The City Administrator may retire street names or disallow certain spellings, due to overuse or if proposed use of a particular name or spelling would be confusing. The list of retired street names shall be published in the guidelines.
[Ord. No. 3764, 8-9-2022]
A. 
The process to change the name of a street, public right-of-way or private street shall be as outlined in this Section.
1. 
City staff may initiate a request to change a street name by filing an application with the Planning and Zoning Commission.
2. 
A majority of the property owners along an abutting street may propose that the name of the street be changed by filing a petition signed by a majority of the property owners along the street to the Planning and Zoning Commission. A filing fee shall be required for a petition to change the name of a street. This fee shall be paid at the time the petition is submitted to the City. The purpose of the fee is to cover the cost to process notices and shall be non-refundable.

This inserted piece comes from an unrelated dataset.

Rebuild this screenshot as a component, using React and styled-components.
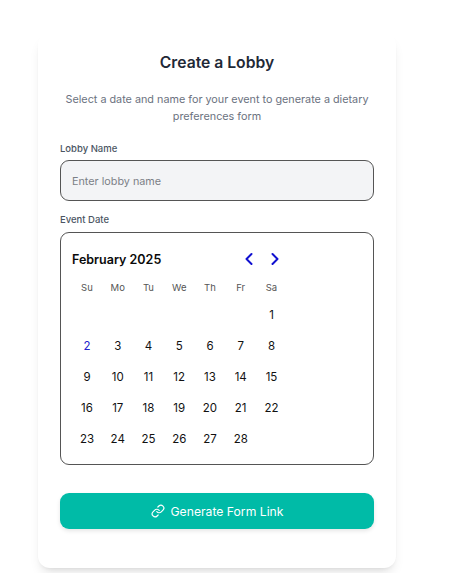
import React from "react";
import styled, { createGlobalStyle } from "styled-components";
import { ChevronLeft, ChevronRight, Link } from "lucide-react";

const GlobalStyle = createGlobalStyle`
  html, body { margin: 0; padding: 0; background: #fff; }
  body { font-family: Inter, "Liberation Sans", sans-serif; overflow: hidden; }
`;

const Page = styled.div`
  width: 467px;
  height: 573px;
  padding: 33px 0 0 38px;
  box-sizing: border-box;
`;

const Card = styled.div`
  width: 358px;
  height: 535px;
  box-sizing: border-box;
  padding: 19px 22px 0;
  background: #fff;
  border-radius: 12px;
  box-shadow: 0 8px 12px -3px rgba(0, 0, 0, 0.1), 0 3px 5px -3px rgba(0, 0, 0, 0.1);
`;

const Title = styled.h1`
  margin: 0;
  font-size: 15.7px;
  line-height: 22px;
  font-weight: 600;
  color: #1f2937;
  text-align: center;
`;

const Subtitle = styled.p`
  margin: 17px 0 0;
  font-size: 10.8px;
  line-height: 17px;
  color: #6b7280;
  text-align: center;
`;

const Label = styled.label`
  display: block;
  margin-bottom: 4px;
  font-size: 9.5px;
  line-height: 14px;
  font-weight: 500;
  color: #4b5563;
  margin-top: ${(p) => p.$top}px;
`;

const NameInput = styled.input`
  display: block;
  width: 100%;
  height: 41px;
  box-sizing: border-box;
  padding: 1px 11px 0;
  background: #f3f4f6;
  border: 1.2px solid #555;
  border-radius: 9px;
  font: 400 10.8px Inter, sans-serif;
  &::placeholder { color: #7b7f86; opacity: 1; }
`;

const Calendar = styled.div`
  height: 233px;
  box-sizing: border-box;
  margin-top: 5px;
  padding: 16px 11px 0 10.6px;
  border: 1.2px solid #555;
  border-radius: 9px;
`;

const CalendarHead = styled.div`
  display: flex;
  align-items: center;
  height: 20px;
  width: 213px;
  justify-content: space-between;
`;

const Month = styled.span`
  font-size: 12.5px;
  font-weight: 600;
  color: #0a0a0a;
  padding-left: 0.4px;
`;

const Nav = styled.div`
  display: flex;
  gap: 6px;
  color: #1010d0;
`;

const Grid = styled.div`
  display: grid;
  grid-template-columns: repeat(7, 30.75px);
  grid-auto-rows: 30.8px;
  margin-top: 1px;
`;

const Weekday = styled.div`
  display: flex;
  align-items: center;
  justify-content: center;
  height: 24px;
  font-size: 9.5px;
  font-weight: 400;
  color: #555;
`;

const WeekdayRow = styled(Grid)`
  grid-auto-rows: 24px;
  margin-top: 6px;
`;

const Day = styled.div`
  display: flex;
  align-items: center;
  justify-content: center;
  font-size: 11.5px;
  color: ${(p) => (p.$active ? "#2222cc" : "#111")};
`;

const Button = styled.button`
  display: flex;
  align-items: center;
  justify-content: center;
  gap: 6px;
  width: 100%;
  height: 36px;
  margin-top: 28px;
  border: none;
  border-radius: 9px;
  background: #00bba7;
  color: #fff;
  font: 400 12.2px Inter, sans-serif;
  box-shadow: 0 2px 4px rgba(0, 0, 0, 0.1);
`;

const weekdays = ["Su", "Mo", "Tu", "We", "Th", "Fr", "Sa"];
const days = [...Array(6).fill(null), ...Array.from({ length: 28 }, (_, i) => i + 1)];

export default function App() {
  return (
    <Page>
      <GlobalStyle />
      <Card>
        <Title>Create a Lobby</Title>
        <Subtitle>
          Select a date and name for your event to generate a dietary preferences form
        </Subtitle>
        <Label $top={17} htmlFor="lobby">Lobby Name</Label>
        <NameInput id="lobby" placeholder="Enter lobby name" />
        <Label $top={12}>Event Date</Label>
        <Calendar>
          <CalendarHead>
            <Month>February 2025</Month>
            <Nav>
              <ChevronLeft size={20} strokeWidth={2.4} />
              <ChevronRight size={20} strokeWidth={2.4} />
            </Nav>
          </CalendarHead>
          <WeekdayRow>
            {weekdays.map((d) => <Weekday key={d}>{d}</Weekday>)}
          </WeekdayRow>
          <Grid>
            {days.map((d, i) => <Day key={i} $active={d === 2}>{d}</Day>)}
          </Grid>
        </Calendar>
        <Button>
          <Link size={14} />
          Generate Form Link
        </Button>
      </Card>
    </Page>
  );
}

The fee shall be set out in the Section 415.110, Fee Chart.
B. 
All property owners abutting the street proposed to be renamed shall be notified of the application or petition to change the street name, and the date of the public hearing before the Planning and Zoning Commission at least ten (10) days prior to the hearing date. A notice of public hearing shall be published in a newspaper of general circulation in the City at least fifteen (15) days prior to the public hearing.
C. 
The Board of Aldermen, after receiving a recommendation from the Planning and Zoning Commission, shall hold a public hearing to consider the name change. Notice of public hearing shall be published once in a local newspaper of general circulation at least fifteen (15) days prior to the hearing. Following the Board of Aldermen's public hearing, the Board of Aldermen may, by ordinance, change the name of the street.
D. 
Upon the passage of an ordinance changing the name of a street:
1. 
A notice that the name of the street has been changed shall be sent by certified mail to each property owner and delivered to each building unit; and
2. 
The City Clerk shall file with the Recorder of Deeds of the appropriate County a certified copy of the ordinance; and
3. 
New street name signs shall be erected as soon as practical following the passage of the ordinance, or upon the effective date of the change, whichever is applicable. Both new and previous street name signs may be displayed for one (1) year if it serves the public interest.